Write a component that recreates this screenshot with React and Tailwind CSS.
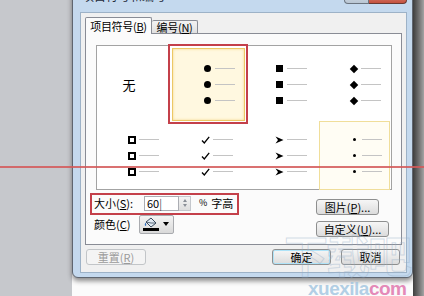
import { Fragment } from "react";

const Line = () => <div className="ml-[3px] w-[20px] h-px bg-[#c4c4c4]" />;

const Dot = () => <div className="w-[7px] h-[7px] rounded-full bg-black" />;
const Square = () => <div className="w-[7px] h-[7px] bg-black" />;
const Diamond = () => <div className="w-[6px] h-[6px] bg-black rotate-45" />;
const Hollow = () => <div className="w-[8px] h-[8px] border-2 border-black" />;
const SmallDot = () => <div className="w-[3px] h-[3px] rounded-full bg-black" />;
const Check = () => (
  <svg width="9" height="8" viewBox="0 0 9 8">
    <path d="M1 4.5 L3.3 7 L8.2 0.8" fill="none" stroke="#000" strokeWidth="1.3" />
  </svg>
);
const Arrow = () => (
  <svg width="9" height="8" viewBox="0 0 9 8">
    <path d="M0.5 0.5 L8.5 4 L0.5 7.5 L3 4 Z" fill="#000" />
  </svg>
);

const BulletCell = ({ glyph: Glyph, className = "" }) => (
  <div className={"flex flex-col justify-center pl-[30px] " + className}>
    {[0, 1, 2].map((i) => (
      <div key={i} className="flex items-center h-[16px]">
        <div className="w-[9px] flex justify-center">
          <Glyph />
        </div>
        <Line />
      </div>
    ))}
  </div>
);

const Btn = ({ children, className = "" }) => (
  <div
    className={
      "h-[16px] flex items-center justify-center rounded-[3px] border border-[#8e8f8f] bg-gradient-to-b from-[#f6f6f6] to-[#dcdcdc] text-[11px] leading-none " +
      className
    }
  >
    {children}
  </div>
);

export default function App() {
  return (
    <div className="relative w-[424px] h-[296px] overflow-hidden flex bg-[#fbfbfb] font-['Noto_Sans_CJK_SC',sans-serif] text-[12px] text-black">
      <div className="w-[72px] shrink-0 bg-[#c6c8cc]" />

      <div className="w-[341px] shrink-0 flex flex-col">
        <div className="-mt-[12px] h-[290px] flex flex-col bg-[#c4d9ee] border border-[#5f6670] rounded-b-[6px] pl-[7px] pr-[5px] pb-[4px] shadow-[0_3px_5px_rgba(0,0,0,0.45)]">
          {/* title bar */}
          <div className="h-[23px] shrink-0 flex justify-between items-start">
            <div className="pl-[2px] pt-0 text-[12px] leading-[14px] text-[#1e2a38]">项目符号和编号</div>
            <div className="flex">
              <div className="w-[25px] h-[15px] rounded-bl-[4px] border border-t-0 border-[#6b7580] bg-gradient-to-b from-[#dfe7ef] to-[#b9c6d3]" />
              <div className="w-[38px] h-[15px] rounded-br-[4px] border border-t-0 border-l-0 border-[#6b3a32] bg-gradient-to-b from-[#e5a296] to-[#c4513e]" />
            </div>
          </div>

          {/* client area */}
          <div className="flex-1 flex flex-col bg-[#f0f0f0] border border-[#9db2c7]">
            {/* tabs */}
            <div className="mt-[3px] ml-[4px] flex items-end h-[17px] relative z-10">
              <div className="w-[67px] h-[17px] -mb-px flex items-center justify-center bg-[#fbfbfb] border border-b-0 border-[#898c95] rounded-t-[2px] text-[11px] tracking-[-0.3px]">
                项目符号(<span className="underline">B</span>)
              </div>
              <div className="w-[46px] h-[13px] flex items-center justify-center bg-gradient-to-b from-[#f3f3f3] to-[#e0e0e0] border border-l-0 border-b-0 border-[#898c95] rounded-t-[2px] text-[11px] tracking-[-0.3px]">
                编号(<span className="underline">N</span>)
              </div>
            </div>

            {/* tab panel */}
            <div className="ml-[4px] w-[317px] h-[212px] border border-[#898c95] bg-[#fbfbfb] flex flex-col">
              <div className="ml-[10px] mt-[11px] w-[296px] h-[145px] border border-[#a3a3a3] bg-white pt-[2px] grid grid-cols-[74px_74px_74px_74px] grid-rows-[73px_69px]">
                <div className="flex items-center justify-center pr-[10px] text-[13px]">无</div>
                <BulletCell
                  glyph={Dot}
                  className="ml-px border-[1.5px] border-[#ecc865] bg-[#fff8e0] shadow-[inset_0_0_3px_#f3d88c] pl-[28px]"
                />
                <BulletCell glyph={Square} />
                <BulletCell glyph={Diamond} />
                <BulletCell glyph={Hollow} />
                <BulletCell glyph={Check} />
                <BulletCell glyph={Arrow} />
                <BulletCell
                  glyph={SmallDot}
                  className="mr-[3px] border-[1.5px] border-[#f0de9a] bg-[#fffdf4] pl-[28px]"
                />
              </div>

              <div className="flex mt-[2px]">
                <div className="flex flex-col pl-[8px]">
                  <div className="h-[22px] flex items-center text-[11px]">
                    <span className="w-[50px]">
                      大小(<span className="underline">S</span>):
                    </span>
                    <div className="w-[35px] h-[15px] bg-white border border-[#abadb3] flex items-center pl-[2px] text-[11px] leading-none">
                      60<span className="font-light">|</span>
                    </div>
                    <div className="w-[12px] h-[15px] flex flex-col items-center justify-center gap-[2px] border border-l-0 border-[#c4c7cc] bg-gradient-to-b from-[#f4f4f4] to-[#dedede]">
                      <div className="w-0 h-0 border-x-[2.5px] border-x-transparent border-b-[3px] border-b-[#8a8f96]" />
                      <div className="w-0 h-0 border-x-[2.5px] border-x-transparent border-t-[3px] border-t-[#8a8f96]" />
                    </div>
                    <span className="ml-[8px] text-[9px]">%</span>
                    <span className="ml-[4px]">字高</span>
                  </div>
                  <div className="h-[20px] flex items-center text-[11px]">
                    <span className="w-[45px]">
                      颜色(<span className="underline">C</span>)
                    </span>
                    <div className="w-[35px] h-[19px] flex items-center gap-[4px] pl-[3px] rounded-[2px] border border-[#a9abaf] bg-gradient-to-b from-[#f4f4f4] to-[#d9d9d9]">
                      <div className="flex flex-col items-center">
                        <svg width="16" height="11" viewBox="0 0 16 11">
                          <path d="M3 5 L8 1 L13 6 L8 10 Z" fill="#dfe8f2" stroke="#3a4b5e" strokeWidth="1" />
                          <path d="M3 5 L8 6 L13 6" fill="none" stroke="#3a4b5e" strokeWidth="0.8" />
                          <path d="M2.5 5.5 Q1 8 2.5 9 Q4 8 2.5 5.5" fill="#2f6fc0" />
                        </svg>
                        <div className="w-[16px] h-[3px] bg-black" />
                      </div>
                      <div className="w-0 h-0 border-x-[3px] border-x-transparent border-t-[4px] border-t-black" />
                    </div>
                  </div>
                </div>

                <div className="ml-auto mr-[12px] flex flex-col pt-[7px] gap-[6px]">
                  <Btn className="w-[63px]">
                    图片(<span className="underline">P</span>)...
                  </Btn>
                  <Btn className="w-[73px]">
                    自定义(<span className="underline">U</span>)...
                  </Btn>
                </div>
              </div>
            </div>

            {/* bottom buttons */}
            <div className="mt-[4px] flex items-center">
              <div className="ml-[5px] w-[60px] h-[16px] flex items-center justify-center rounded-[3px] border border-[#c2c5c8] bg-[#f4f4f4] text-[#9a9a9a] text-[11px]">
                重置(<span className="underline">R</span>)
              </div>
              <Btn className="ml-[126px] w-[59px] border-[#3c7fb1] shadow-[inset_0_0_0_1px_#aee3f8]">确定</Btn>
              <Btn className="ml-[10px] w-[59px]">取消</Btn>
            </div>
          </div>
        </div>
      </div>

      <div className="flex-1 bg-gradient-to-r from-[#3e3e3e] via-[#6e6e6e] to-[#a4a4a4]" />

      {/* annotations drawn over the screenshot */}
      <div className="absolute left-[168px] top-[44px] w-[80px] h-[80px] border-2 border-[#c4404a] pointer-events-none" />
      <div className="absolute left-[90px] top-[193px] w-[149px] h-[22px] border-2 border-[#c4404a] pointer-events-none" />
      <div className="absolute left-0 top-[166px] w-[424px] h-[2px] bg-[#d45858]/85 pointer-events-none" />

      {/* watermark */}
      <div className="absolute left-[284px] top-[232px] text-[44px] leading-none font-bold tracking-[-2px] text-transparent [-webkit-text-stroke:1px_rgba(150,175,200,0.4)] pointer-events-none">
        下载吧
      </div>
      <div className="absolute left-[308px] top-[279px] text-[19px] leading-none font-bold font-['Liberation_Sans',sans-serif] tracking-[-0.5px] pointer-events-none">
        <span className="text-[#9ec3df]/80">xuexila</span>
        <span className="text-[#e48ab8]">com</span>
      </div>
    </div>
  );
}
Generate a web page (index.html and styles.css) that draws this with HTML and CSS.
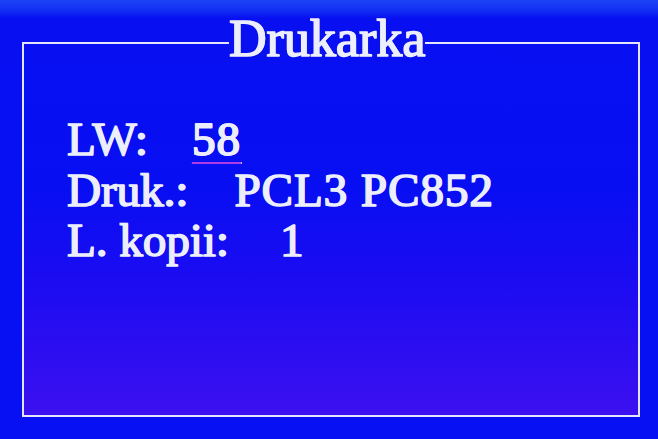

What this task involves: Quote, please, every line of the material above from its start through the line that has "const Line = ()", reproducing the words exactly and dropping any images.

Result:
Write a component that recreates this screenshot with React and Tailwind CSS.
import { Fragment } from "react";

const Line = () => <div className="ml-[3px] w-[20px] h-px bg-[#c4c4c4]" />;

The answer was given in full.